Honor Among Thieves has several thrilling action sequences. How did you approach the fighting sequences?
We are always looking for the best microphone positions, whether that is boom, plant, or lav. For action, this may mean asking the costume department to sow the lavs into clothes and ensure there is enough slack on the cable for the required action or stunts.
Speaking of “we,” who was on the sound team?
I had an excellent team and was fortunate to have two first assistants, a second assistant, and a trainee. Daniel McCabe was the key boom operator, Guillaume Beauron was our second boom operator, Jonathan Riddell was our second assistant, and Oscar Pescott was our trainee. This allowed us to have two booms on the floor, and Jonathan could concentrate on fitting the radio mics off-set, and Oscar managed headsets and gained more experience on any third boom and with the stereo pair.
One of the more intense battle scenes is when the heroes go underground to find an enchanted helmet. How did your team cover the scene?
This was a large SFX and VFX set with a part-set build. There were a lot of elements. Again, we are using lavs in the best-tested positions and taking full advantage of the green screens to get the booms as close as possible. It was a joy to see the finished scene.
For exterior locations, were there any hurdles in recording the production sound?
One scene that sticks out for me here was with Edgan and Holga on horseback. This was shot from a tracking vehicle. I had spotted the tracking vehicle earlier in the day and raised my concerns with directors John and Jonathan that it was not an electric vehicle and would be problematic. Later when we were preparing to shoot the scene, this became quite apparent as the vehicle was traveling uphill. John was not happy as he didn’t want to ADR the scene and, after a discussion, decided to flip the scene direction to descend the hill. The tracking vehicle driver also helped by freewheeling the vehicle down the hill so no engine was used, and we all went home happy!
The film has plenty of funny moments as well. One, in particular, is a graveyard scene where the heroes dig up and speak to several corpses. How did that sequence take shape?
This may surprise you, but the corpses were real actors wearing radio mics and earpieces.
That’s some fantastic special effects makeup and VFX work going on. Everyone nailed that scene. Another entertaining sequence is the climactic battle with the Red Wizard. When VFX comes into play, what’s the best course for sound?
I’ll always have a second boom if there is any benefit. I will also have a stereo pair recording stereo effects for on-camera action or off-camera clean of dialogue to use as effects tracks. For the scenes on Ballintoy Beach, I had a stereo pair recording effects at different proximity to the sea at different tide levels throughout the day.
When it comes to asking for a take for production sound, what is your advice for someone gaining experience?

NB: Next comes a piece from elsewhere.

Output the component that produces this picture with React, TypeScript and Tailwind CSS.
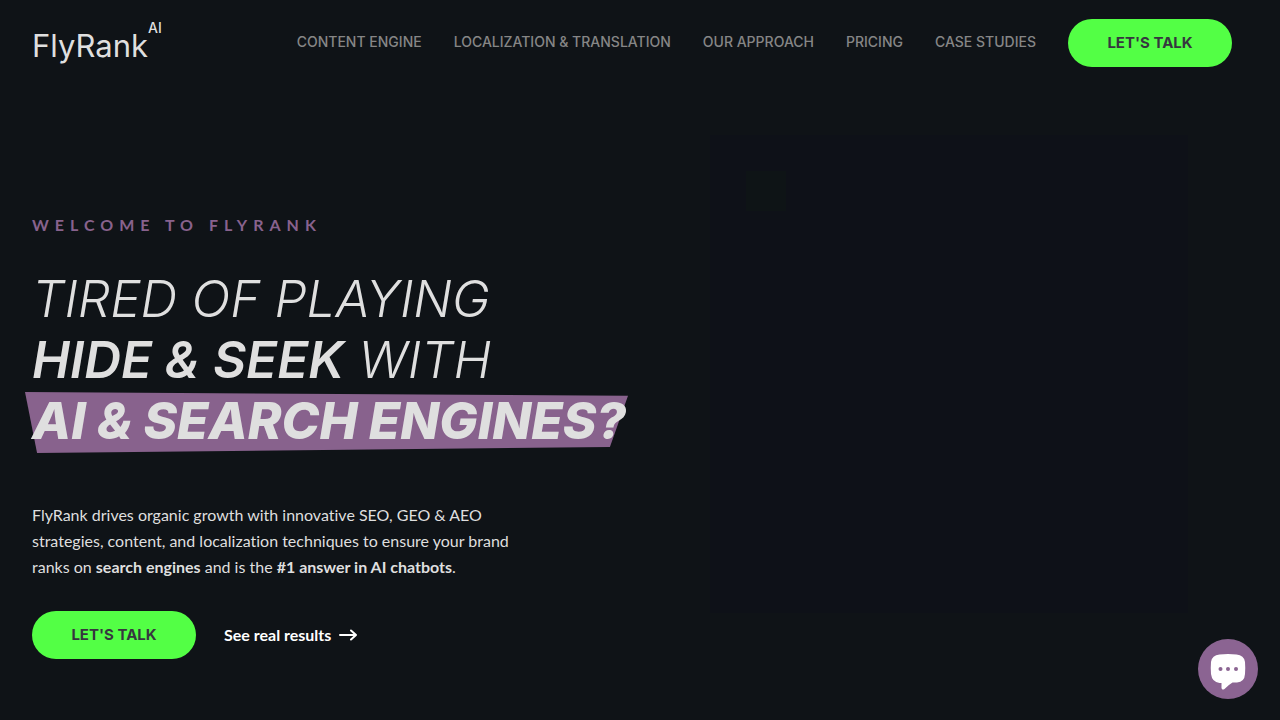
import React from 'react';

const links = [
  { label: "Content Engine", href: "#content-engine" },
  { label: "Localization & Translation", href: "#localization" },
  { label: "Our Approach", href: "#approach" },
  { label: "Pricing", href: "#pricing" },
  { label: "Case Studies", href: "#case-studies" },
];

const TalkButton: React.FC = () => (
  <button className="h-12 w-41 shrink-0 rounded-full bg-[#53ff45] font-[Inter,sans-serif] text-[15px] font-bold uppercase text-[#36363f]">
    Let's Talk
  </button>
);

const Logo: React.FC = () => (
  <a href="#top" className="flex items-start font-[Inter,sans-serif] text-[#dfdfdf]">
    <span className="pt-1.5 text-[31px] leading-10">FlyRank</span>
    <span className="text-sm leading-4 font-medium">AI</span>
  </a>
);

const Header: React.FC = () => (
  <header className="flex items-center justify-between pt-[19px] pr-12 pl-8">
    <Logo />
    <nav className="flex items-center gap-8">
      {links.map((link) => (
        <a
          key={link.href}
          href={link.href}
          className="whitespace-nowrap pb-0.5 font-[Inter,sans-serif] text-sm font-medium uppercase text-[#868686]"
        >
          {link.label}
        </a>
      ))}
      <TalkButton />
    </nav>
  </header>
);

const Hero: React.FC = () => (
  <main className="grid grid-cols-2 pl-8">
    <div className="pt-[148px]">
      <p className="font-[Lato,sans-serif] text-base leading-5 font-bold tracking-[6px] uppercase text-[#88628d]">
        Welcome to FlyRank
      </p>

      <h1 className="mt-[33px] whitespace-nowrap font-[Inter,sans-serif] text-[51px] leading-[61px] font-light italic uppercase text-[#dfdfdf]">
        Tired of playing
        <br />
        <strong className="font-semibold">Hide & Seek</strong> with
        <br />
        <span className="relative isolate inline-block font-extrabold">
          {/* Slanted highlight behind the last line */}
          <span className="absolute top-0.5 -right-0.5 -bottom-0.5 -left-[7px] -z-10 bg-[#88628d] [clip-path:polygon(0_0,100%_6%,97%_90%,2%_100%)]" />
          AI & Search Engines?
        </span>
      </h1>

      <p className="mt-[51px] max-w-[500px] font-[Lato,sans-serif] text-base leading-[26px] text-[#dfdfdf] [font-variant-ligatures:none]">
        FlyRank drives organic growth with innovative SEO, GEO & AEO strategies, content, and
        localization techniques to ensure your brand ranks on <strong>search engines</strong> and is
        the <strong>#1 answer in AI chatbots</strong>.
      </p>

      <div className="mt-[31px] flex items-center gap-7">
        <TalkButton />
        <a href="#results" className="flex items-center gap-2 font-[Lato,sans-serif] text-base font-bold text-white">
          See real results
          <svg className="h-3 w-[18px]" viewBox="0 0 18 12" fill="none" stroke="currentColor" strokeWidth="2" strokeLinecap="round" strokeLinejoin="round">
            <path d="M1 6h16M12 1.500l5 4.500-5 4.500" />
          </svg>
        </a>
      </div>
    </div>

    {/* Dark stage on the right */}
    <div className="pt-[68px] pr-[92px] pl-[54px]">
      <div className="aspect-square bg-[#0e1118] p-9">
        <div className="size-10 bg-[#0e1416]" />
      </div>
    </div>
  </main>
);

const ChatButton: React.FC = () => (
  <button
    aria-label="Open chat"
    className="fixed right-[22px] bottom-[21px] flex size-15 items-center justify-center rounded-full bg-[#8b6492]"
  >
    <svg className="size-9" viewBox="0 0 36 36" overflow="visible">
      <path
        d="M9.500 3.500Q18 2.500 26.500 3.500Q34 4 35 11Q35.500 17 35 23Q34.500 31 27 31.500H22.500Q19 33.500 14.500 38Q12 39.500 11.500 37V32H9.500Q2 31 1 23Q.5 17 1 11Q2 4 9.500 3.500Z"
        fill="#fff"
      />
      <g fill="#8b6492">
        <circle cx="10.500" cy="18" r="2" />
        <circle cx="18" cy="18" r="2" />
        <circle cx="26" cy="18" r="2" />
      </g>
    </svg>
  </button>
);

export default function App() {
  return (
    <div id="top" className="min-h-screen overflow-x-hidden bg-[#0f1317]">
      <Header />
      <Hero />
      <ChatButton />
    </div>
  );
}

The answer to this depends on a few things. I do use a private line from the mixer to pass on concerns. This should be done as soon as possible after the take, so we haven’t moved on. A certain amount of diplomacy is required as you don’t necessarily want the cast to become concerned or feel it encroaches on their performance. If you think going again will not improve the likelihood of getting it clean or will dilute performance, this needs to be weighed up. Some directors and cast can grasp an issue and adapt quickly, and some can’t. If it’s something you spot during a rehearsal that may be problematic, a quiet word with the director may sort it out before you turnover.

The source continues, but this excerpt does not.